Fears about the turmoil in Egypt spilling out of control also continued to recede, helped by a lack of new violence there and a pullback in the previously red-hot price of crude oil.
“My sense is the risk trade is back on. Though Egypt will remain a concern, it appears to be peaceful, constructive and heading in a direction the markets really want,” said Peter Kenny, managing director at Knight Capital Group.
After days of brushing up against 12000 and then retreating, the Dow finally broke through that psychologically-important level, closing above it for the first time since June 2008. Almost all 30 Dow stocks rallied, led by Pfizer, Alcoa (AA) and Bank of America (BAC). The index's weakest links were McDonald's (MCD) and Procter & Gamble (PG).
The S&P 500 landed above the closely-watched 1300 level for the first time since August 2008.
“We’re in the process of extending this huge 25% run from the September low. We’ve had a heck of a five-month run,” said Marc Pado, U.S. market strategist at Cantor Fitzgerald.
Traders shouldn't have been caught off guard by the rally as Wall Street has often benefited from an asset allocation shift out of bonds and into stocks during the month's first trading day. The blue chips leaped 93 points in their January debut and 250 points on December 1. At the same time, a gain in January on the Dow results in the benchmark index finishing the year higher 82% of the time.
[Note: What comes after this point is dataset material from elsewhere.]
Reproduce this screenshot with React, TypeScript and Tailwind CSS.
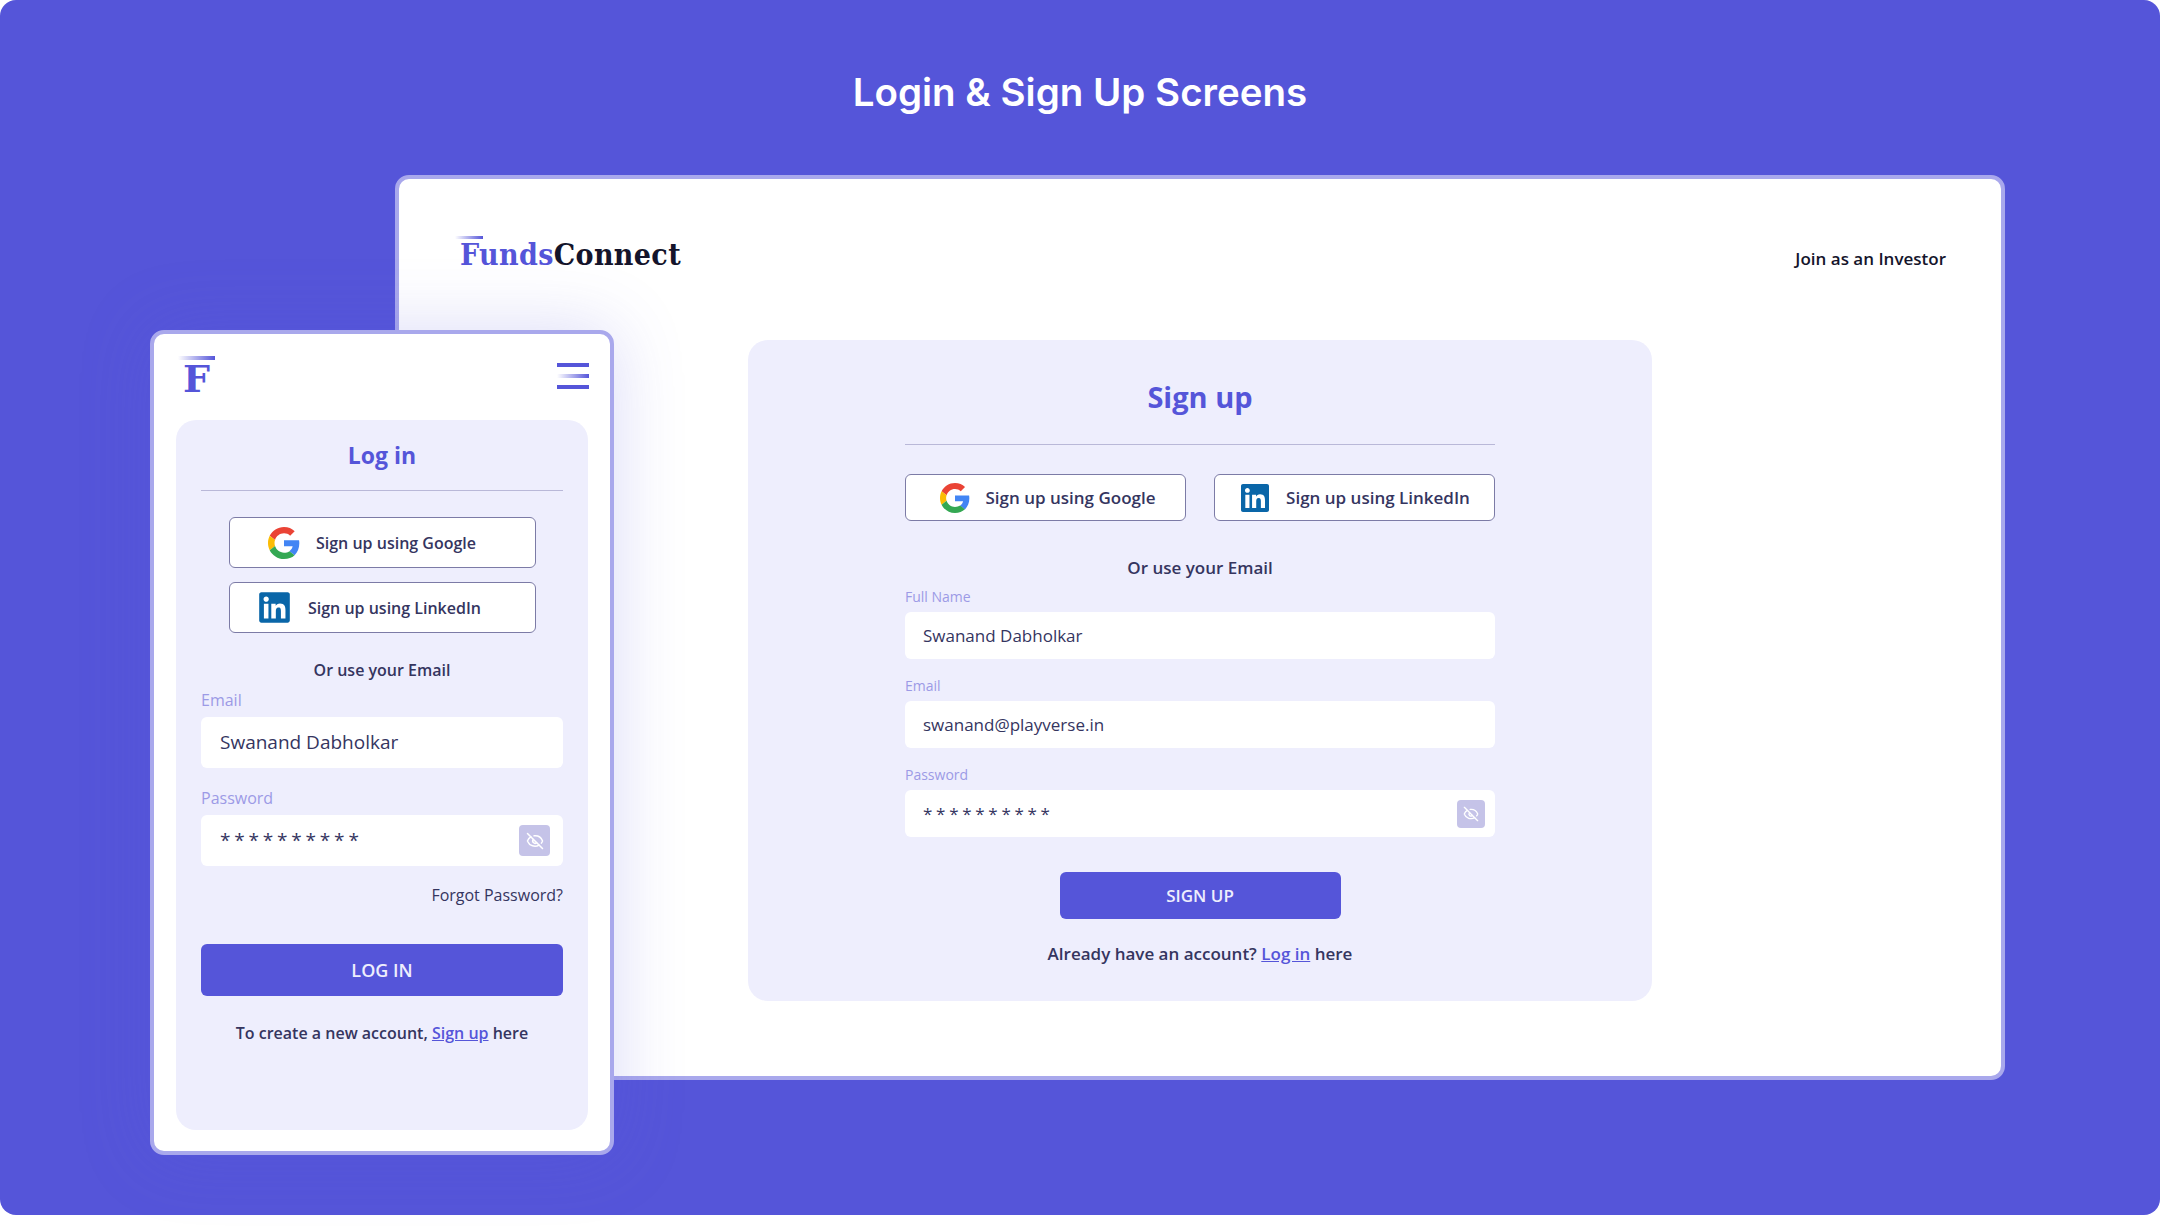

Manufacturing Indicators, Earnings Fuel Rally
Wall Street received a flood of global manufacturing reports that signal growth gained steam in January, but so did signs of inflation.
In the U.S., the Institute for Supply Management said its manufacturing index soared to 60.8 in January -- the highest level since May 2004. Economists had called for a reading of just 58. However, the prices paid index leaped to 81.5, up from 72.5 in December, compared with estimates for just 73.5.
The euro zone's manufacturing index climbed in January to its highest level since 1997, but consumer prices jumped 2.4%. British inflation soared 3.7%, doubling the Bank of England's targets.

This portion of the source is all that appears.